If this piece of code was in a module, and the main script disagreed about the encoding, things would have broken. For example, if "use encoding 'iso-8859-1';" was used: you'd get a UTF8 string of three characters, but six bytes.

That's why you should never use \x for literal bytes. Instead, use pack with a "C*" template. Only if nothing in your script uses the new stuff, you can be sure you get the old stuff.

I'm personally quite comfortable turning the UTF8 flag on and off, as I'm confident that I know when a sequence of bytes is valid UTF-8 and when it's not. I do a lot of XS programming, and I've written a fair amount of low-level unicode processing code. See this patch of mine for Apache Lucene that fixes the IO classes so that they read/write legal UTF-8 (which they'd claimed they were using in their specs) rather than the Modified UTF-8 they'd actually been using.

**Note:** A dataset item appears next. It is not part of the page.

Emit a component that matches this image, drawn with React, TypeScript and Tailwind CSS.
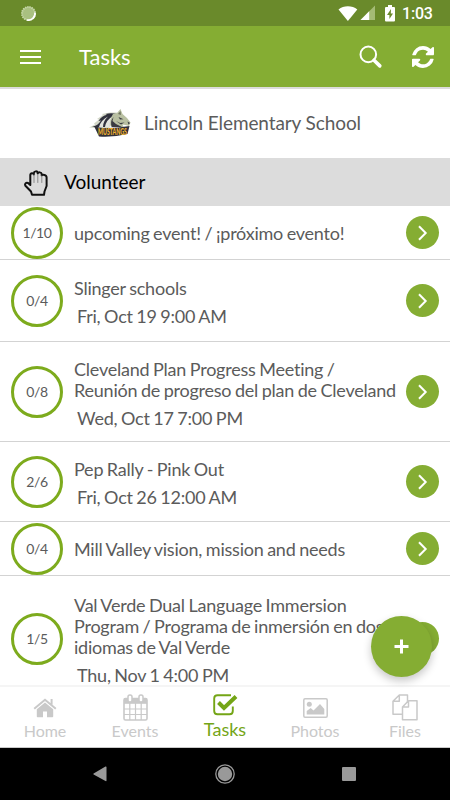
import { ReactNode } from 'react';

interface Task {
  count: string;
  title: string;
  date?: string;
  height: string;
}

const tasks: Task[] = [
  { count: '1/10', title: 'upcoming event! / ¡próximo evento!', height: 'h-[54px]' },
  { count: '0/4', title: 'Slinger schools', date: 'Fri, Oct 19 9:00 AM', height: 'h-[82px]' },
  {
    count: '0/8',
    title: 'Cleveland Plan Progress Meeting / Reunión de progreso del plan de Cleveland',
    date: 'Wed, Oct 17 7:00 PM',
    height: 'h-[100px]',
  },
  { count: '2/6', title: 'Pep Rally - Pink Out', date: 'Fri, Oct 26 12:00 AM', height: 'h-[80px]' },
  { count: '0/4', title: 'Mill Valley vision, mission and needs', height: 'h-[54px]' },
  {
    count: '1/5',
    title: 'Val Verde Dual Language Immersion Program / Programa de inmersión en dos idiomas de Val Verde',
    date: 'Thu, Nov 1 4:00 PM',
    height: 'h-[126px]',
  },
];

function StatusBar() {
  return (
    <div className="flex h-[26px] shrink-0 items-center bg-[#6a8a2b] pl-5 pr-[17px] text-white">
      <svg width="17" height="17" viewBox="0 0 17 17" fill="none">
        <circle cx="8.5" cy="8.5" r="7" fill="#a9c080" />
        <circle cx="8.5" cy="8.5" r="6.5" stroke="#c6d6a9" strokeWidth="2" strokeDasharray="1.2 1" />
        <path d="M15 7.5A6.7 6.7 0 0 1 7 15" stroke="#fff" strokeWidth="1.7" />
      </svg>
      <svg className="ml-auto" width="20" height="17" viewBox="0 0 20 17">
        <path d="M.5 4.6C5.6.2 14.2.2 19.3 4.6L9.9 16Z" fill="#fff" />
      </svg>
      <svg className="ml-[2px]" width="16" height="16" viewBox="0 0 16 16">
        <path d="M15 .5V15H.5Z" fill="#a4bb76" />
        <path d="M9.2 6.3V15H.5Z" fill="#fff" />
      </svg>
      <svg className="ml-[9px]" width="10" height="17" viewBox="0 0 10 17">
        <path d="M3 0h4v2h2q1 0 1 1v12.5q0 1-1 1H1q-1 0-1-1V3q0-1 1-1h2z" fill="#fff" />
        <path d="M6 4 2 10h2.4v4L8 8.4H5.8z" fill="#6a8a2b" />
      </svg>
      <span className="ml-[7px] w-[31px] pt-[2px] font-[Roboto] text-[16px] font-medium leading-none tracking-[-0.2px]">1:03</span>
    </div>
  );
}

function Header() {
  return (
    <header className="flex h-[61px] shrink-0 items-center bg-[#85ad33] pl-5 pr-[15px] text-white">
      <div className="flex w-[21px] flex-col gap-1">
        <span className="h-[2px] bg-white" />
        <span className="h-[2px] bg-white" />
        <span className="h-[2px] bg-white" />
      </div>
      <h1 className="ml-[38px] text-[22px] leading-none">Tasks</h1>
      <svg className="ml-auto" width="24" height="24" viewBox="0 0 24 24" fill="none" stroke="#fff">
        <circle cx="9.3" cy="9.4" r="7.8" strokeWidth="2" />
        <path d="M15 15.2 20.8 20.9" strokeWidth="3.6" strokeLinecap="round" />
      </svg>
      <svg className="ml-[29px] mr-[1px]" width="22" height="22" viewBox="0 0 1536 1536" fill="#fff">
        <path d="M1511 928q0 5-1 7-64 268-268 434.500T764 1536q-146 0-282.500-55T238 1324l-129 129q-19 19-45 19t-45-19-19-45V960q0-26 19-45t45-19h448q26 0 45 19t19 45-19 45l-137 137q71 66 161 102t187 36q134 0 250-65t186-179q11-17 53-117 8-23 30-23h192q13 0 22.500 9.500t9.500 22.500zm25-800v448q0 26-19 45t-45 19h-448q-26 0-45-19t-19-45 19-45l138-138Q969 256 768 256q-134 0-250 65T332 500q-11 17-53 117-8 23-30 23H50q-13 0-22.500-9.500T18 608v-7q65-268 270-434.500T768 0q146 0 284 55.500T1297 212l130-129q19-19 45-19t45 19 19 45z" />
      </svg>
    </header>
  );
}

function MustangLogo() {
  return (
    <svg className="overflow-visible" width="43" height="29" viewBox="0 0 43 29">
      {/* mane */}
      <path d="M0 18.500 6 15.500 5 14.500 10 10.500 8 10 14 6 13 5 21 3.500 28 3.500 24 12 20 19H6Z" fill="#d3d7c8" />
      <path d="M3 18Q9 16.500 12 11.500L9.500 12Q13 6.500 18 5.800L16.500 5Q22 3.500 28 5Q20 8 18 18H7Z" fill="#30313d" />
      <path d="M10 18Q12 11 19 7.500Q14 12 14 18ZM16 18Q17 11 24 7Q20 12 20.500 18Z" fill="#e2e4de" />
      {/* head */}
      <path d="M24 5 28 4 31.500 0 33.500 5 38 9 41.500 13.500 40 17 36.500 16 33.500 15.500 34.500 18H22Q20 11 24 5Z" fill="#b9c0a2" />
      <path d="M24.500 8 23.500 12 27 15 33 18H23Q20.500 13 24.500 8ZM29.500 8 34.500 10.200 31 10.500ZM27 12 31 14 35.500 13.500 32 15.500ZM38.500 12.500l2.500 1.500-1.500 1.500Z" fill="#3a3b42" />
      <path d="M29 5 31.500 2 32 6Z" fill="#70755f" />
      {/* banner */}
      <path d="M5 17 10 18.500Q23 20 40.500 17L38.500 25Q24 28.500 10 27.500Z" fill="#30303a" />
      <text
        x="9"
        y="25.800"
        textLength="29"
        lengthAdjust="spacingAndGlyphs"
        className="fill-[#f0b32c] font-[Lato] text-[8.500px] font-black"
      >
        MUSTANGS
      </text>
    </svg>
  );
}

function HandIcon() {
  return (
    <svg width="24" height="26" viewBox="0 0 24 26" fill="none" stroke="#111" strokeLinejoin="round" strokeLinecap="round">
      <path
        d="M8 24.800 7 21.500 1.400 15.800C.4 14 2 12 4 13L6.300 15V5.200C6.300 2.600 9.600 2.600 9.800 4.500V3.400C10 .8 13.400.8 13.700 2.800V3.600C14.200 1.800 17.500 2 17.700 4V5.500C18.500 4.300 22.500 4.500 22.600 7.500V16L20.500 21.500 20 24.800Z"
        strokeWidth="2"
      />
      <path d="M10 5V12.500M13.800 4.500V12.500M17.800 6V12.500" stroke="#8a8a8a" strokeWidth="1" />
    </svg>
  );
}

function TaskRow({ task }: { task: Task }) {
  return (
    <li className={`flex shrink-0 items-center border-b border-[#d3d3d3] pl-[11px] pr-[11px] ${task.height}`}>
      <div className="flex size-[52px] shrink-0 items-center justify-center rounded-full border-[3px] border-[#7dab1d] text-[14px] tracking-[-0.4px] text-[#5b5b5b]">
        {task.count}
      </div>
      <div
        className={`ml-[11px] w-[325px] shrink-0 text-[18px] tracking-[-0.22px] text-[#5b5b5b] [word-spacing:-0.8px] ${task.date ? '' : 'pt-[1px]'}`}
      >
        <p className="leading-[21px]">{task.title}</p>
        {task.date && <p className="ml-[3px] mt-[11px] leading-[13px]">{task.date}</p>}
      </div>
      <div className="ml-auto flex size-[33px] shrink-0 items-center justify-center rounded-full bg-[#85ad33]">
        <svg width="10" height="16" viewBox="0 0 10 16" fill="none" stroke="#fff" strokeWidth="2">
          <path d="M1 1.200 7.700 8 1 14.800" />
        </svg>
      </div>
    </li>
  );
}

function Tab({ label, active, children }: { label: string; active?: boolean; children: ReactNode }) {
  return (
    <div className={`flex flex-1 flex-col items-center ${active ? 'text-[#74a516]' : 'text-[#c9c9c9]'}`}>
      <div className="flex h-[34px] items-center justify-center">{children}</div>
      <span className={active ? '-mt-[3px] text-[18px] leading-[22px]' : 'text-[16px] leading-[20px]'}>{label}</span>
    </div>
  );
}

function TabBar() {
  return (
    <nav className="flex h-[63px] shrink-0 border-b border-t-2 border-b-[#c9c9c9] border-t-[#f5f5f5] bg-white">
      <Tab label="Home">
        <svg className="mt-[7px]" width="24" height="20" viewBox="0 0 24 20" fill="currentColor">
          <path d="M12 4.400 20.200 11.200V18.500q0 .8-.8.8H14V13.500H10V19.300H4.600q-.8 0-.8-.8V11.200Z" />
          <path d="M1.200 10.700 12 1.700 22.800 10.700M18.600 1V6.500" fill="none" stroke="currentColor" strokeWidth="2" />
        </svg>
      </Tab>
      <Tab label="Events">
        <svg className="mt-[7px]" width="25" height="27" viewBox="0 0 25 27" fill="none" stroke="currentColor">
          <rect x="1" y="4.500" width="23" height="21.500" rx="1.500" strokeWidth="1.600" />
          <path d="M1 4.500H24V9.800H1Z" fill="currentColor" stroke="none" />
          <path d="M1 15H24M1 20.500H24M6.800 9V26M12.500 9V26M18.200 9V26" strokeWidth="1.200" />
          <rect x="5" y="1" width="4" height="7" rx="1.800" fill="#fff" strokeWidth="1.500" />
          <rect x="16" y="1" width="4" height="7" rx="1.800" fill="#fff" strokeWidth="1.500" />
        </svg>
      </Tab>
      <Tab label="Tasks" active>
        <svg className="mt-[1px]" width="25" height="22" viewBox="0 0 25 22" fill="none" stroke="currentColor">
          <path d="M18 1.200H4.500Q1.200 1.200 1.200 4.500V17Q1.200 20.300 4.500 20.300H16.500Q19.800 20.300 19.800 17V12.500" strokeWidth="1.900" />
          <path d="M5.500 8.500 11 14 23 2.500" strokeWidth="4" />
        </svg>
      </Tab>
      <Tab label="Photos">
        <svg className="mt-[8px]" width="25" height="20" viewBox="0 0 25 20" fill="currentColor">
          <rect x=".8" y=".8" width="23.400" height="18.400" rx="1.200" fill="none" stroke="currentColor" strokeWidth="1.500" />
          <circle cx="6.300" cy="6.300" r="2.500" />
          <path d="M3.700 16.500V13L7.700 10 10.500 12.500 17 6 21.300 11V16.500Z" />
        </svg>
      </Tab>
      <Tab label="Files">
        <svg className="mt-[7px]" width="26" height="27" viewBox="0 0 26 27" fill="none" stroke="currentColor" strokeWidth="1.500" strokeLinejoin="round">
          <path d="M10.500 20.200H1V7.300L7.300 1H15.500V8M7.300 1V7.300H1" />
          <path d="M16.500 6.800H25V25.800H10.500V13ZM16.500 6.800V13H10.500" />
        </svg>
      </Tab>
    </nav>
  );
}

function SystemNav() {
  return (
    <div className="flex h-[52px] shrink-0 items-center justify-between bg-black pl-[93px] pr-[94px]">
      <svg width="14" height="16" viewBox="0 0 14 16" fill="#999">
        <path d="M.6 7.600 12.500.6q1-.4 1 .6V14.500q0 1-1 .5L.6 8.400q-.6-.4 0-.8Z" />
      </svg>
      <svg width="20" height="20" viewBox="0 0 20 20">
        <circle cx="10" cy="10" r="9.200" fill="none" stroke="#999" strokeWidth="1.300" />
        <circle cx="10" cy="10" r="7.200" fill="#999" />
      </svg>
      <span className="size-[14px] rounded-[1px] bg-[#999]" />
    </div>
  );
}

export default function App() {
  return (
    <div className="relative flex h-[800px] w-[450px] flex-col overflow-hidden bg-white font-[Lato,sans-serif]">
      <StatusBar />
      <Header />
      <div className="flex h-[71px] shrink-0 items-center justify-center border-t-2 border-[#dcdcdc]">
        <MustangLogo />
        <span className="ml-[12px] text-[19px] tracking-[-0.1px] text-[#5b5b5b]">Lincoln Elementary School</span>
      </div>
      <div className="flex h-[48px] shrink-0 items-center bg-[#dcdcdc] pl-6 pt-[2px]">
        <HandIcon />
        <h2 className="ml-4 pb-[2px] text-[19px] text-black">Volunteer</h2>
      </div>

      {/* Task list */}
      <ul className="flex min-h-0 flex-1 flex-col overflow-hidden">
        {tasks.map((task) => (
          <TaskRow key={task.title} task={task} />
        ))}
      </ul>

      <TabBar />
      <SystemNav />

      {/* Add button */}
      <button className="absolute left-[371px] top-[616px] flex size-[61px] items-center justify-center rounded-full bg-[#85ad33] shadow-[0_4px_8px_rgba(0,0,0,0.22)]">
        <svg width="15" height="15" viewBox="0 0 15 15" stroke="#fff" strokeWidth="3">
          <path d="M7.500.5V14.500M.5 7.500H14.500" />
        </svg>
      </button>
    </div>
  );
}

For someone who's sufficiently skilled in Perl, unicode, and the combination of both, you managed to appear quite clueless in the OP. But now I wonder if you were actually serious (if so, please rephrase your question, this time based on the way you SHOULD use things), or just trolling.

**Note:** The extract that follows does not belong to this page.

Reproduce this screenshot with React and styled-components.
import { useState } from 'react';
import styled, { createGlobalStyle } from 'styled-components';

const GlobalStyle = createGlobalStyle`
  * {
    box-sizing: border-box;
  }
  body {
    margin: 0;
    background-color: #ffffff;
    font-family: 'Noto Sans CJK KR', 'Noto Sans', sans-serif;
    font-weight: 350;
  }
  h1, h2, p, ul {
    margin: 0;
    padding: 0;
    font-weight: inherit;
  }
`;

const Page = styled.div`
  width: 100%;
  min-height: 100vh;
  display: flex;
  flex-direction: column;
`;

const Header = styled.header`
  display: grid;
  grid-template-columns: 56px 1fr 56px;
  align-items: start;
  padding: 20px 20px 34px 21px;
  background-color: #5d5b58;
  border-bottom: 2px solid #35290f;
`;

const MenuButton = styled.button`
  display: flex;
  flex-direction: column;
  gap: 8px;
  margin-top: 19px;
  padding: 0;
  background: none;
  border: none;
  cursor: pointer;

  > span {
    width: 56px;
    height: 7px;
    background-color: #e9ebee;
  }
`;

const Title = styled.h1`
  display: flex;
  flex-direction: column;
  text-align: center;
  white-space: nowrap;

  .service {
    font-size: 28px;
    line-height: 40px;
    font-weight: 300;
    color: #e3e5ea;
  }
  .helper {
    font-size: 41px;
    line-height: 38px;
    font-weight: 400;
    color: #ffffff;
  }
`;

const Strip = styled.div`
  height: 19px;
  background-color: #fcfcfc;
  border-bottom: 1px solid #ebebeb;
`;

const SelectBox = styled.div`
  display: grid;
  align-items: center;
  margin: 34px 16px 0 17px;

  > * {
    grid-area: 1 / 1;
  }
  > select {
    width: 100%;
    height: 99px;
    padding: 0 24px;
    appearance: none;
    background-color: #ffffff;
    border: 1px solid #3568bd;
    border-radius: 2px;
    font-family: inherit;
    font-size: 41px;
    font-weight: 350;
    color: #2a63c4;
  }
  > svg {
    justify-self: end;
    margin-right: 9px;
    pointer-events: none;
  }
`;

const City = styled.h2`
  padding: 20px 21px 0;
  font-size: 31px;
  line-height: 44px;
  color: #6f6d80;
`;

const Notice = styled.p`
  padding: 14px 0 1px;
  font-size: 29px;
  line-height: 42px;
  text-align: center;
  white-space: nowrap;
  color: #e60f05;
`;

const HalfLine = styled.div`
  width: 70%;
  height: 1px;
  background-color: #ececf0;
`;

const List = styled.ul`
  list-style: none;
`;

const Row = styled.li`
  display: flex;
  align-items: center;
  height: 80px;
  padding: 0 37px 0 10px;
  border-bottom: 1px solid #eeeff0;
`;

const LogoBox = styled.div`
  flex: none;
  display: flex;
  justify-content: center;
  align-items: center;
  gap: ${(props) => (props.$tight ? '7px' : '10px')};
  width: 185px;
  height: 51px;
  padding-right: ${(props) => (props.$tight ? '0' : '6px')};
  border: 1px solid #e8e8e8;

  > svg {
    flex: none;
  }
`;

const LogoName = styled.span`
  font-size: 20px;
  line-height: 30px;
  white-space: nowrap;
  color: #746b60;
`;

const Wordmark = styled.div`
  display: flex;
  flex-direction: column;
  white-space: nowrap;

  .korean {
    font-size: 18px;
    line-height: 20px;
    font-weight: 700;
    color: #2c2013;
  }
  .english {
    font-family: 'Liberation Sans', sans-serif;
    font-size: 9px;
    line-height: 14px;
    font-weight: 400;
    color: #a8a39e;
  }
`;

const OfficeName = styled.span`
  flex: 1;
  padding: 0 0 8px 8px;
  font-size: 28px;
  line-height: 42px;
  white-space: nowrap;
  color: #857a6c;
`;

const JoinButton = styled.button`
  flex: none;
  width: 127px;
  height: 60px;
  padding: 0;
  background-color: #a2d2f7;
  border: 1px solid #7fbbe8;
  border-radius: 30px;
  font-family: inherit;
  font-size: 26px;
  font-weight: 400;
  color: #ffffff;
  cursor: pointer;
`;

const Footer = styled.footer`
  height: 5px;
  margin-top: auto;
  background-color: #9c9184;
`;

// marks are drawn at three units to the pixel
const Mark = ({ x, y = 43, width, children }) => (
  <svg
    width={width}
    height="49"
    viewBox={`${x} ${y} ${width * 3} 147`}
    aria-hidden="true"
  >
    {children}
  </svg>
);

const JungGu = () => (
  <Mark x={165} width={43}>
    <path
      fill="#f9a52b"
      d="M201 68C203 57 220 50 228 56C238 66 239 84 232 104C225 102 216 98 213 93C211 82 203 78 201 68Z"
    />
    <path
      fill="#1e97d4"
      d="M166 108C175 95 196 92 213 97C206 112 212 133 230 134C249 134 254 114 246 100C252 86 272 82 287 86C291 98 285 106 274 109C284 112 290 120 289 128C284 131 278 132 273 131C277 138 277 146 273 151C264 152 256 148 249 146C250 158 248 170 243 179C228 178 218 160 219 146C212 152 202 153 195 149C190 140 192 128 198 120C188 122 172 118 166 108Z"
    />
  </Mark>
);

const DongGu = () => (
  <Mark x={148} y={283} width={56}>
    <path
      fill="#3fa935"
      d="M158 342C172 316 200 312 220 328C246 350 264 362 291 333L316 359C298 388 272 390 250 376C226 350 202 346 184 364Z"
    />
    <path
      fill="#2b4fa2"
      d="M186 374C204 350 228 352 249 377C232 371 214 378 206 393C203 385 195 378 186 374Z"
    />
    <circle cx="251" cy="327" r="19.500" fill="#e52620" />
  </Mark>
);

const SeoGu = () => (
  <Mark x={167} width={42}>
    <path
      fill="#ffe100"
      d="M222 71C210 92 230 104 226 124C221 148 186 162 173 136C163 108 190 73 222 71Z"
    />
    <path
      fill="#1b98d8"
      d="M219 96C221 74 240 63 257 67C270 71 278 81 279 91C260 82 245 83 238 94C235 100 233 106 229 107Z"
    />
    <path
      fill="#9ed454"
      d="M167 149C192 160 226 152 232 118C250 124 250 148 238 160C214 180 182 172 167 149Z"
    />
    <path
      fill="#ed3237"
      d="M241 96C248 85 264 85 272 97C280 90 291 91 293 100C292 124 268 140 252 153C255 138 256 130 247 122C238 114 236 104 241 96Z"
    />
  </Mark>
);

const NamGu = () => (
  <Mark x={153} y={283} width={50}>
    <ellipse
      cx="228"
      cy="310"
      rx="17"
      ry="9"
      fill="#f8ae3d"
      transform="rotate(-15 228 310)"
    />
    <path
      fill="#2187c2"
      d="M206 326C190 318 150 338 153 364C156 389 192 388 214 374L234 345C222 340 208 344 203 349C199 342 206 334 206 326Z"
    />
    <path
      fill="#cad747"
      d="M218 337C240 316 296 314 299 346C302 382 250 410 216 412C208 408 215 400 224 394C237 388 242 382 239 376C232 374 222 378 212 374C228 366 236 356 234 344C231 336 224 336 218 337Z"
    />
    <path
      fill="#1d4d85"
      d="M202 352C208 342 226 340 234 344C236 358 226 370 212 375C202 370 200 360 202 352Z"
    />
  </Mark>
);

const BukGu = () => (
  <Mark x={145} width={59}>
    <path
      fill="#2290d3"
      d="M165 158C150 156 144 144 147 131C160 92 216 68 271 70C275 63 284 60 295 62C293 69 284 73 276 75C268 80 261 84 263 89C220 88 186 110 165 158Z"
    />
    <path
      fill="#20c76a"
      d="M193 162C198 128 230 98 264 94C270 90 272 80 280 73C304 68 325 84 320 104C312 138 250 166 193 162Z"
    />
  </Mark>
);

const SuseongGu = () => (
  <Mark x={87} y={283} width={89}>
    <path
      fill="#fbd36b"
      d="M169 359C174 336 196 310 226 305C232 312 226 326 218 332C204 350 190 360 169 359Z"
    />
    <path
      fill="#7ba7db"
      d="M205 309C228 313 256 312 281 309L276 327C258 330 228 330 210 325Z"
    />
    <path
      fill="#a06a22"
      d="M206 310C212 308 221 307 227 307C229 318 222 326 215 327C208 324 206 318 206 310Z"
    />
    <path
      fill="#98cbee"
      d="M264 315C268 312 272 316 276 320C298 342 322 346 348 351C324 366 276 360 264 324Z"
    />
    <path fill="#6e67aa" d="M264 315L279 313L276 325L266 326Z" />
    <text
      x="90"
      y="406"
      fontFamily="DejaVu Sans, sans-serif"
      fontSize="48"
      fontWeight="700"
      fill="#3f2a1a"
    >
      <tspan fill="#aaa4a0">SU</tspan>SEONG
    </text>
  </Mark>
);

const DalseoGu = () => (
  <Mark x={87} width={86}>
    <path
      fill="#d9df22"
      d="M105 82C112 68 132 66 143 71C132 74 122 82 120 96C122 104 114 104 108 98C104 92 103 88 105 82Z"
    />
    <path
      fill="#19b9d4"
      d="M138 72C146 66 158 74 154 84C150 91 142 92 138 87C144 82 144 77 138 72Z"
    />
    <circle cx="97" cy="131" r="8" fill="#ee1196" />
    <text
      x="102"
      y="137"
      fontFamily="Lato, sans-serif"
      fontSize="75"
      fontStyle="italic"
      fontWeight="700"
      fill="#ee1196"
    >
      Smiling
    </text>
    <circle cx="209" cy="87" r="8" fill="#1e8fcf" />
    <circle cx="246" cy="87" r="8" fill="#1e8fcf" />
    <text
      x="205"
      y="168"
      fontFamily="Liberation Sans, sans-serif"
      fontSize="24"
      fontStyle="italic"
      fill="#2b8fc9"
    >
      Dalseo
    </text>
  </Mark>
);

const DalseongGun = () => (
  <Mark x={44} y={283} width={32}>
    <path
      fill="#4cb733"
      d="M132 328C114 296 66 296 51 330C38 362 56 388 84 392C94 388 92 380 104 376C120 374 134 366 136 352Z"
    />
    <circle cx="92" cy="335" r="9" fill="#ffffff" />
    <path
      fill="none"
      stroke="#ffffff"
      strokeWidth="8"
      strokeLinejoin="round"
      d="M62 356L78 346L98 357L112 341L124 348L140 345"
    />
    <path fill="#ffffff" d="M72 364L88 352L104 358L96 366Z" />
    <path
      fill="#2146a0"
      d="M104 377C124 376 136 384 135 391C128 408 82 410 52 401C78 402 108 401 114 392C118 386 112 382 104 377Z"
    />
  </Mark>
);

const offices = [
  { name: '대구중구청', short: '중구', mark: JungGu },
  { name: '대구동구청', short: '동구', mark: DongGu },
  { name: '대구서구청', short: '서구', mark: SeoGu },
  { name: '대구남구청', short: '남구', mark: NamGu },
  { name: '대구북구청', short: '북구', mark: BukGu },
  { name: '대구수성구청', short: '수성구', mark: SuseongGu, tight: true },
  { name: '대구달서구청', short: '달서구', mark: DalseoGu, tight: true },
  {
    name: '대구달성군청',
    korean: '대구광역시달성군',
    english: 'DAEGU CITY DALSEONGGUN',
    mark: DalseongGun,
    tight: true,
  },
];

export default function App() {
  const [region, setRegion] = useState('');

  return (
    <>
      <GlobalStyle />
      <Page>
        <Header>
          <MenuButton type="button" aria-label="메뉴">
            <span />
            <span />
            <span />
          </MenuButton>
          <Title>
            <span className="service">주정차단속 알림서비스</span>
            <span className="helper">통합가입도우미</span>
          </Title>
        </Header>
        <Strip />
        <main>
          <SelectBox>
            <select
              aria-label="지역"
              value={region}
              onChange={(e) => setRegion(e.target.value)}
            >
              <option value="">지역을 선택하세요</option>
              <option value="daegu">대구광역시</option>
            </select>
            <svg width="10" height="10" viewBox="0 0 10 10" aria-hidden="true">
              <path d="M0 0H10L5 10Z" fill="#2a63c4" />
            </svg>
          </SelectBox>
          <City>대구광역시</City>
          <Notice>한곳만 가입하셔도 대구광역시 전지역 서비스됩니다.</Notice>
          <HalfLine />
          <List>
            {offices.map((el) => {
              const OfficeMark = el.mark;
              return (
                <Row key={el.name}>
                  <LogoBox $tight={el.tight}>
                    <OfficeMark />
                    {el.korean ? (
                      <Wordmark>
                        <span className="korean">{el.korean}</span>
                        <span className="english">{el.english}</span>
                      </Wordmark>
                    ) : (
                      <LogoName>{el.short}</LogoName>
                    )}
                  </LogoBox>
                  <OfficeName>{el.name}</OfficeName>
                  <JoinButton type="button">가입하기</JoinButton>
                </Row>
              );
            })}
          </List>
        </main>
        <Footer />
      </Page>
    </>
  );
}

Perl 6 can use two different string types, Buf and Str.
If Str is limited to Unicode and only Unicode, that's Nirvana...

It is. A Buf can have an :encoding attribute, but a Str is always unicode. That is: unicode, not utf-8: exactly as in Perl 5, you must not care about the internal encoding unless you're actually doing internal things. Perl does unicode for its text strings, not utf-8. That's why you have to decode() and encode() yourself.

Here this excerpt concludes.